Pada saat Murphy menyergap Sal, tangan Baker sudah mencapai senapan John yang larasnya diangkat ke langit-langit mobil. Sementara itu tangannya yang lain menodongkan revolver dinasnya ke kepala John. Chief Cottell berlari ke limusin itu untuk membantu Baker. Ia mencabut pistol otomatis dari pinggang John. 

Dalam waktu kurang dari semenit semuanya berakhir. Ketika itu pukul 05.28. Ambulans yang sudah siap menunggu segera melarikan Sal ke rumah sakit, tetapi Sal sudah meninggal. Pemuda berusia 18 tahun yang bersumpah tidak mau masuk penjara lagi itu akhirnya memang tidak masuk lagi ke tempat yang ditakutinya.

John Wojtowicz mengaku kepada Baker bahwa ia juga lega semuanya sudah berakhir. Menurut John, ia sudah ingin menyerah beberapa jam sebelumnya, namun Sal tidak mau.

Bobby Westenberg, konco mereka yang menunggu di kendaraan, tertangkap pula.

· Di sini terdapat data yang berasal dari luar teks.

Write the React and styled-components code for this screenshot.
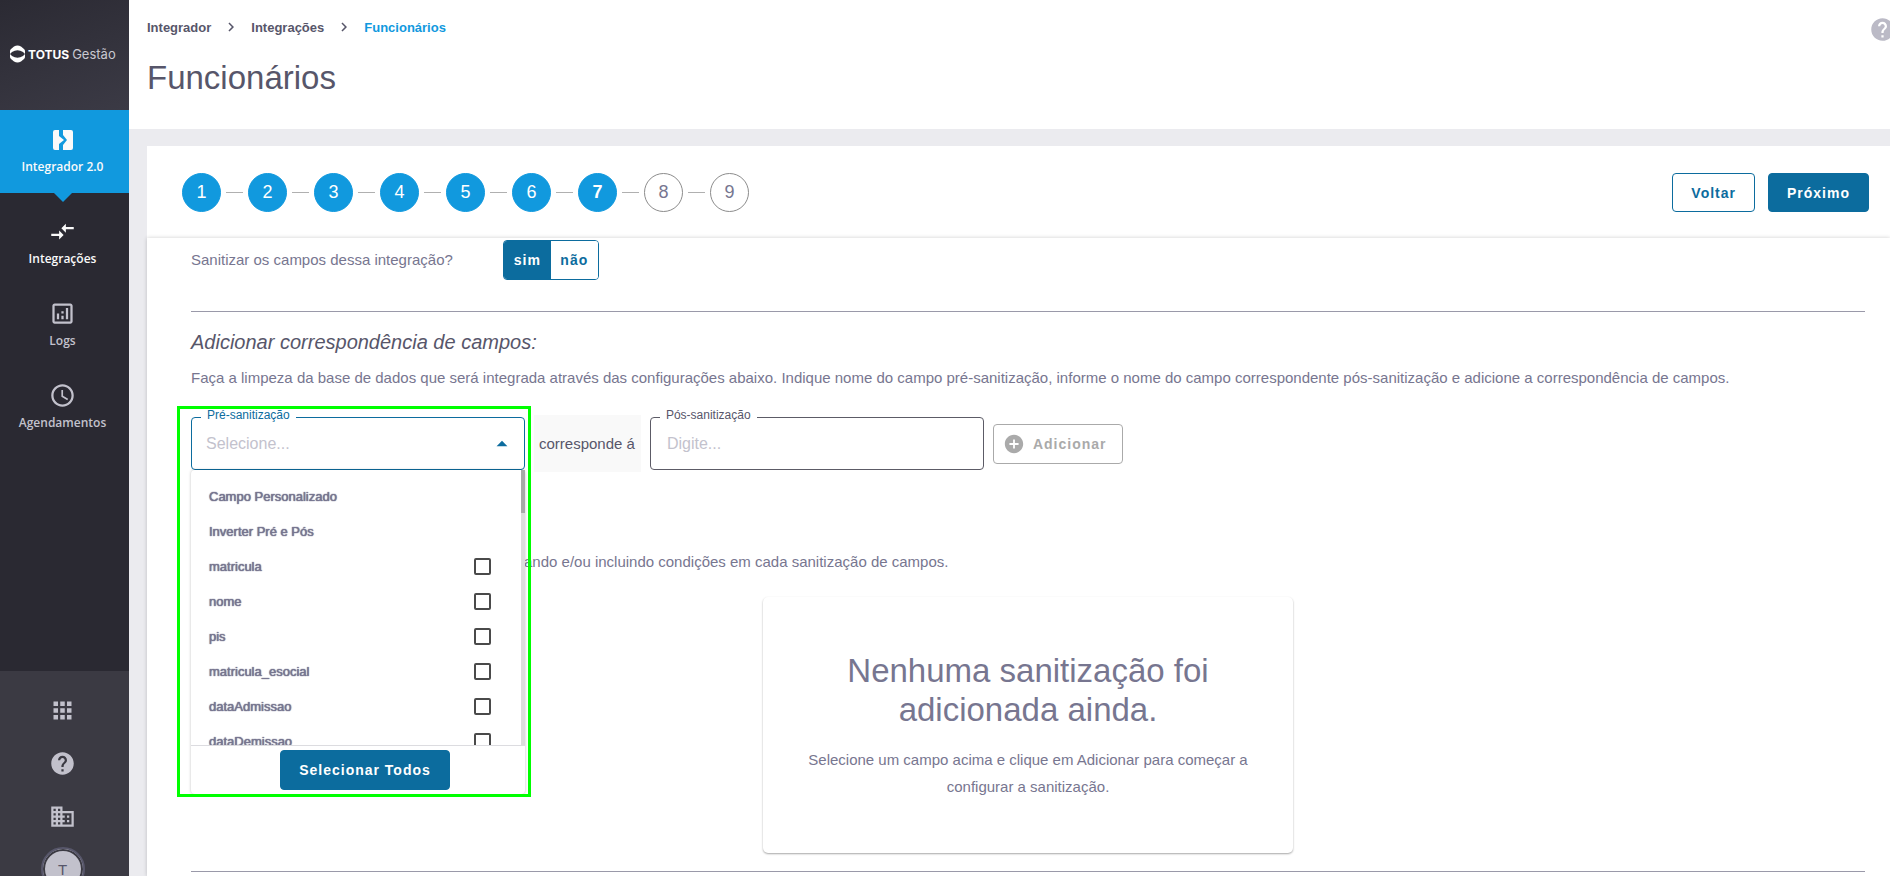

Para karyawan bank mendapat pujian, karena mereka bersatu padu selama menjadi sandera. Mereka juga saling memuji. Robert Barett mendapat pujian paling besar, karena menjadi “gembala” yang tabah selama 14,5 jam yang menegangkan itu.

Matahari pun terbit dari rawa-rawa Kennedy. Alat-alat negara yang tidak sempat bercukur janggut pulang ke Manhattan. Mereka sudah sangat lelah, tetapi sudah ditunggu tugas lain: membuat laporan.